There are a couple complexities there:

  • finding areas that a given bit can’t reach will take some effort. I don’t have a good idea how much yet.
  • Depending on complexity, it might make more sense to just do the whole job with the fine bit, because lifting/moving between smaller sections will add time.

It’s possible right now to do multi-tool manually (or it will be, once I’m done adding the boundary area code). Having the system do it automatically is an interesting idea, but I’ll need to figure out how feasible it is.

Thanks for the detailed explanation. I’ll be watching closely how the ideas and development around 2.5D evolve.

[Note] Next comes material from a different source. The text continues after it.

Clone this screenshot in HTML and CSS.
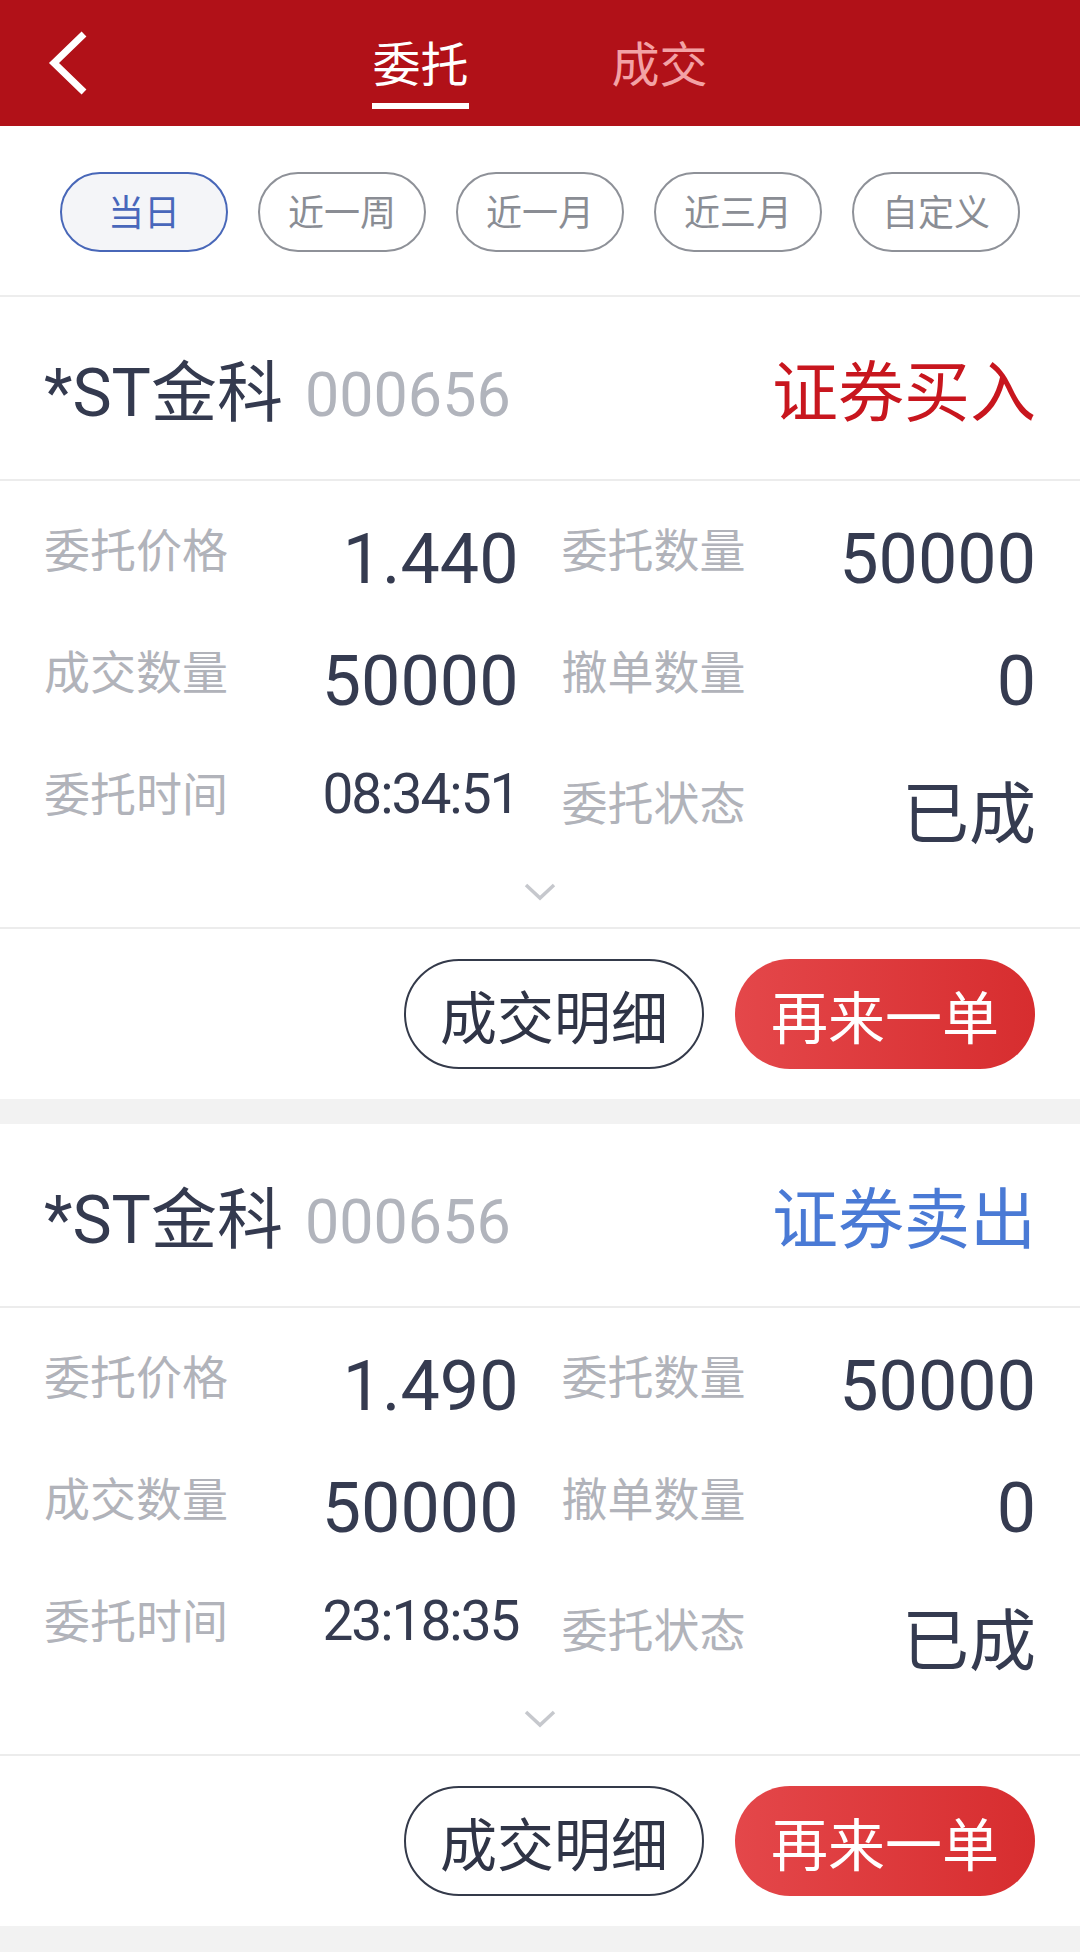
FILE: index.html
```html
<!DOCTYPE html>
<html lang="zh-CN">
<head>
    <meta charset="UTF-8">
    <meta name="viewport" content="width=device-width, initial-scale=1.0">
    <title>委托查询</title>
    <link rel="stylesheet" href="styles.css">
</head>
<body>

<!-- 顶部导航 -->
<div class="nav">
    <div class="nav-back">
        <svg width="44" height="66" viewBox="0 0 44 66">
            <polyline points="38,4 8,33 38,62" fill="none" stroke="#fff" stroke-width="7"/>
        </svg>
    </div>
    <div class="tabs">
        <div class="tab active">委托</div>
        <div class="tab">成交</div>
    </div>
    <div></div>
</div>

<!-- 时间筛选 -->
<div class="filters">
    <div class="chip active">当日</div>
    <div class="chip">近一周</div>
    <div class="chip">近一月</div>
    <div class="chip">近三月</div>
    <div class="chip">自定义</div>
</div>

<div class="order">
    <div class="order-head">
        <div class="stock">
            <span class="stock-name">*ST金科</span>
            <span class="stock-code">000656</span>
        </div>
        <span class="order-type buy">证券买入</span>
    </div>
    <div class="order-info">
        <div class="info-grid">
            <div class="cell"><span class="label">委托价格</span><span class="value">1.440</span></div>
            <div class="cell"><span class="label">委托数量</span><span class="value">50000</span></div>
            <div class="cell"><span class="label">成交数量</span><span class="value">50000</span></div>
            <div class="cell"><span class="label">撤单数量</span><span class="value">0</span></div>
            <div class="cell"><span class="label">委托时间</span><span class="value time">08:34:51</span></div>
            <div class="cell status-cell"><span class="label">委托状态</span><span class="value status">已成</span></div>
        </div>
        <div class="more">
            <svg width="32" height="18" viewBox="0 0 32 18">
                <polyline points="2,2 16,15 30,2" fill="none" stroke="#c6c8cd" stroke-width="3.5"/>
            </svg>
        </div>
    </div>
    <div class="order-actions">
        <button class="btn btn-outline">成交明细</button>
        <button class="btn btn-primary">再来一单</button>
    </div>
</div>

<div class="order">
    <div class="order-head">
        <div class="stock">
            <span class="stock-name">*ST金科</span>
            <span class="stock-code">000656</span>
        </div>
        <span class="order-type sell">证券卖出</span>
    </div>
    <div class="order-info">
        <div class="info-grid">
            <div class="cell"><span class="label">委托价格</span><span class="value">1.490</span></div>
            <div class="cell"><span class="label">委托数量</span><span class="value">50000</span></div>
            <div class="cell"><span class="label">成交数量</span><span class="value">50000</span></div>
            <div class="cell"><span class="label">撤单数量</span><span class="value">0</span></div>
            <div class="cell"><span class="label">委托时间</span><span class="value time">23:18:35</span></div>
            <div class="cell status-cell"><span class="label">委托状态</span><span class="value status">已成</span></div>
        </div>
        <div class="more">
            <svg width="32" height="18" viewBox="0 0 32 18">
                <polyline points="2,2 16,15 30,2" fill="none" stroke="#c6c8cd" stroke-width="3.5"/>
            </svg>
        </div>
    </div>
    <div class="order-actions">
        <button class="btn btn-outline">成交明细</button>
        <button class="btn btn-primary">再来一单</button>
    </div>
</div>

</body>
</html>
```

FILE: styles.css
```css
* {
    box-sizing: border-box;
}
body {
    margin: 0;
    background-color: #f2f2f2;
    font-family: Roboto, "Noto Sans CJK SC", sans-serif;
    color: #353b50;
}

/* 顶部导航 */
.nav {
    display: grid;
    grid-template-columns: 1fr auto 1fr;
    height: 126px;
    background-color: #b11118;
}
.nav-back {
    display: flex;
    align-items: center;
    padding-left: 46px;
}
.nav-back svg {
    display: block;
}
.tabs {
    display: flex;
    gap: 143px;
}
.tab {
    display: flex;
    flex-direction: column;
    padding-top: 42px;
    font-size: 48px;
    line-height: 48px;
    color: #f3a2a5;
}
.tab::after {
    content: "";
    height: 6px;
    margin-top: 13px;
}
.tab.active {
    color: #fff;
}
.tab.active::after {
    background-color: #fff;
}

/* 时间筛选 */
.filters {
    display: flex;
    justify-content: space-between;
    align-items: center;
    height: 171px;
    padding: 3px 60px 0;
    background-color: #fff;
    border-bottom: 2px solid #ededed;
}
.chip {
    width: 168px;
    height: 80px;
    padding-top: 5px;
    border: 2px solid #8e9198;
    border-radius: 40px;
    font-size: 36px;
    line-height: 71px;
    text-align: center;
    color: #8a8d94;
}
.chip.active {
    border-color: #4867b8;
    background-color: #f4f5f8;
    color: #4867bb;
}

/* 委托卡片 */
.order {
    background-color: #fff;
    margin-bottom: 25px;
}
.order-head {
    display: flex;
    justify-content: space-between;
    align-items: center;
    height: 184px;
    padding: 12px 44px 0;
    border-bottom: 2px solid #ececec;
}
.stock {
    display: flex;
    align-items: baseline;
}
.stock-name {
    font-size: 66px;
    line-height: 66px;
    color: #343a4f;
}
.stock-code {
    margin-left: 22px;
    font-size: 61px;
    line-height: 61px;
    color: #b1b4bc;
}
.order-type {
    font-size: 66px;
    line-height: 66px;
}
.order-type.buy {
    color: #c8161e;
}
.order-type.sell {
    color: #4a7ad5;
}

.order-info {
    padding-top: 42px;
    border-bottom: 2px solid #ececec;
}
.info-grid {
    display: grid;
    grid-template-columns: 1fr 1fr;
    grid-auto-rows: 70px;
    column-gap: 43px;
    row-gap: 52px;
    padding: 0 44px;
}
.cell {
    display: flex;
    justify-content: space-between;
    align-items: flex-start;
}
.label {
    margin-top: 5px;
    font-size: 46px;
    line-height: 46px;
    color: #b1b3ba;
}
.value {
    margin-top: 1px;
    font-size: 70px;
    line-height: 70px;
    color: #353b50;
}
.value.time {
    margin-top: 0;
    font-size: 55px;
    line-height: 55px;
    letter-spacing: -2px;
}
.status-cell {
    margin-top: 9px;
}
.value.status {
    margin-top: 6px;
    font-size: 67px;
    line-height: 67px;
}
.more {
    display: flex;
    justify-content: center;
    align-items: center;
    height: 90px;
    padding-top: 20px;
}
.more svg {
    display: block;
}

.order-actions {
    display: flex;
    justify-content: flex-end;
    align-items: center;
    gap: 31px;
    height: 170px;
    padding: 0 45px;
}
.btn {
    width: 300px;
    height: 110px;
    border-radius: 55px;
    font-family: inherit;
    font-size: 57px;
    padding: 0;
    cursor: pointer;
}
.btn-outline {
    border: 2.5px solid #343a4a;
    background-color: #fff;
    color: #2f3446;
}
.btn-primary {
    border: none;
    background: linear-gradient(90deg, #e4474a, #d72d2f);
    color: #fff;
}
```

Doing an entire relief, say around 70 × 50 cm, with a 0.5 mm tapered ball nose and something like an 8% stepover would mean a very long machine run time :sweat_smile:

I understand that lifting and repositioning between small regions adds time. I see the same behavior in Vectric, where toolpath optimization in this area isn’t always ideal. Maybe it can be tuned, I’m not sure. Even so, the time savings from limiting the smallest tool to true detail areas can still be significant.

Also, apologies for constantly comparing things to Vectric :grinning_face_with_smiling_eyes: I’m a VCarve Pro user looking for a capable alternative, and I’d really prefer not to upgrade to Aspire just to gain features like adding multiple STL models to a project. CNC is more of a hobby for me, while laser work is my main focus.

Really happy to see MillMage evolving and I’m looking forward to the Pro version.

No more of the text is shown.